# Exercise
Look for the string "components" in every line, and copy each line that has it.

[Start of Data extract]

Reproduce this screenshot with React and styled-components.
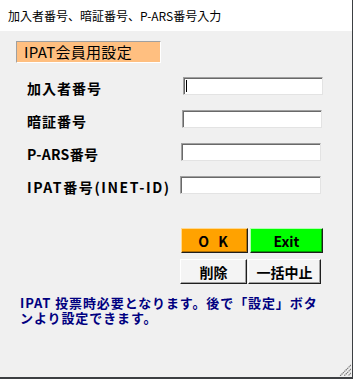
import React from "react";
import styled, { createGlobalStyle } from "styled-components";

const Global = createGlobalStyle`
  html, body {
    margin: 0;
    padding: 0;
    background: #f0f0f0;
  }
  * {
    box-sizing: border-box;
  }
`;

const Window = styled.div`
  position: relative;
  width: 353px;
  height: 379px;
  display: flex;
  flex-direction: column;
  border-right: 1px solid #3c3f42;
  border-bottom: 2px solid #3c3f42;
  font-family: "Noto Sans CJK JP", "Noto Sans", sans-serif;
  color: #000;
  overflow: hidden;
`;

const TitleBar = styled.div`
  height: 31px;
  flex-shrink: 0;
  display: flex;
  align-items: center;
  padding-left: 8px;
  background: #ffffff;
  font-size: 12px;
  color: #000;
`;

const Body = styled.div`
  flex: 1;
  display: flex;
  flex-direction: column;
  background: #f0f0f0;
`;

const SectionBox = styled.div`
  margin: 10px 0 0 16px;
  width: 145px;
  height: 22px;
  padding-left: 7px;
  background: #ffbf80;
  border: 1px solid;
  border-color: #a0a0a0 #ffffff #ffffff #a0a0a0;
  font-size: 15px;
  line-height: 19px;
  letter-spacing: 0.3px;
`;

const Form = styled.div`
  margin-top: 14px;
  display: flex;
  flex-direction: column;
  gap: 15px;
`;

const Row = styled.div`
  display: flex;
  align-items: center;
  height: 18px;
  padding-left: 27px;
`;

const Label = styled.div`
  width: 156px;
  padding-top: 3px;
  font-size: 14px;
  line-height: 18px;
  font-weight: bold;
  letter-spacing: ${(p) => p.$spacing}px;
  white-space: nowrap;
`;

const InputWrap = styled.div`
  position: relative;
  margin-left: ${(p) => -p.$shift}px;
  width: ${(p) => p.$width}px;
  height: 18px;
`;

const Field = styled.input`
  display: block;
  width: 100%;
  height: 100%;
  margin: 0;
  padding: 0 3px;
  background: #ffffff;
  border: 1px solid;
  border-color: #a0a0a0 #e3e3e3 #e3e3e3 #a0a0a0;
  box-shadow: inset 1px 1px 0 #696969;
  outline: none;
  font-size: 12px;
`;

const Caret = styled.span`
  position: absolute;
  left: 3px;
  top: 3px;
  width: 1px;
  height: 12px;
  background: #000;
`;

const ButtonRow = styled.div`
  display: flex;
  padding-left: ${(p) => p.$left}px;
  gap: ${(p) => p.$gap}px;
  margin-top: ${(p) => p.$top}px;
`;

const Button = styled.button`
  width: ${(p) => p.$width}px;
  height: 25px;
  margin: 0;
  padding: 0;
  background: ${(p) => p.$bg};
  border: 1px solid;
  border-color: ${(p) => p.$light} #1e1e1e #1e1e1e ${(p) => p.$light};
  box-shadow: inset -1px -1px 0 ${(p) => p.$shade};
  font-family: "Noto Sans CJK JP", "Noto Sans", sans-serif;
  font-size: 14px;
  font-weight: bold;
  color: #000;
  letter-spacing: ${(p) => p.$spacing || 0}px;
  line-height: 20px;
`;

const Note = styled.div`
  margin: 11px 0 0 20px;
  display: flex;
  flex-direction: column;
  font-size: 13px;
  font-weight: bold;
  color: #000080;
  letter-spacing: 0.9px;
`;

const NoteLine = styled.div`
  height: 15px;
  line-height: 15px;
  white-space: nowrap;
`;

const Grip = styled.svg`
  position: absolute;
  right: 1px;
  bottom: 1px;
`;

const fields = [
  { label: "加入者番号", spacing: 1, shift: 0, width: 140, caret: true },
  { label: "暗証番号", spacing: 1, shift: 1, width: 140 },
  { label: "P-ARS番号", spacing: 0.3, shift: 2, width: 140 },
  { label: "IPAT番号(INET-ID)", spacing: 1.6, shift: 3, width: 141 },
];

const App = () => {
  return (
    <>
      <Global />
      <Window>
        <TitleBar>加入者番号、暗証番号、P-ARS番号入力</TitleBar>
        <Body>
          <SectionBox>IPAT会員用設定</SectionBox>
          <Form>
            {fields.map((f) => (
              <Row key={f.label}>
                <Label $spacing={f.spacing}>{f.label}</Label>
                <InputWrap $shift={f.shift} $width={f.width}>
                  <Field type="text" readOnly />
                  {f.caret && <Caret />}
                </InputWrap>
              </Row>
            ))}
          </Form>
          <ButtonRow $left={181} $gap={2} $top={34}>
            <Button
              $width={67}
              $bg="#ffa200"
              $light="#ffd890"
              $shade="#b06e00"
              $spacing={3}
            >
              O K
            </Button>
            <Button $width={73} $bg="#00ff00" $light="#b0ffb0" $shade="#00a000">
              Exit
            </Button>
          </ButtonRow>
          <ButtonRow $left={180} $gap={1} $top={6}>
            <Button $width={67} $bg="#f4f4f4" $light="#ffffff" $shade="#a0a0a0">
              削除
            </Button>
            <Button $width={73} $bg="#f4f4f4" $light="#ffffff" $shade="#a0a0a0">
              一括中止
            </Button>
          </ButtonRow>
          <Note>
            <NoteLine>IPAT 投票時必要となります。後で「設定」ボタ</NoteLine>
            <NoteLine>ンより設定できます。</NoteLine>
          </Note>
        </Body>
        <Grip width="12" height="12" viewBox="0 0 12 12">
          <g stroke="#7a7a7a" strokeWidth="1.2" strokeDasharray="1.4 0.6">
            <line x1="12" y1="1" x2="1" y2="12" />
            <line x1="12" y1="5" x2="5" y2="12" />
            <line x1="12" y1="9" x2="9" y2="12" />
          </g>
        </Grip>
      </Window>
    </>
  );
};

export default App;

[End of Data extract]

# Written solution
Reproduce this screenshot with React and styled-components.
import styled, { createGlobalStyle } from "styled-components";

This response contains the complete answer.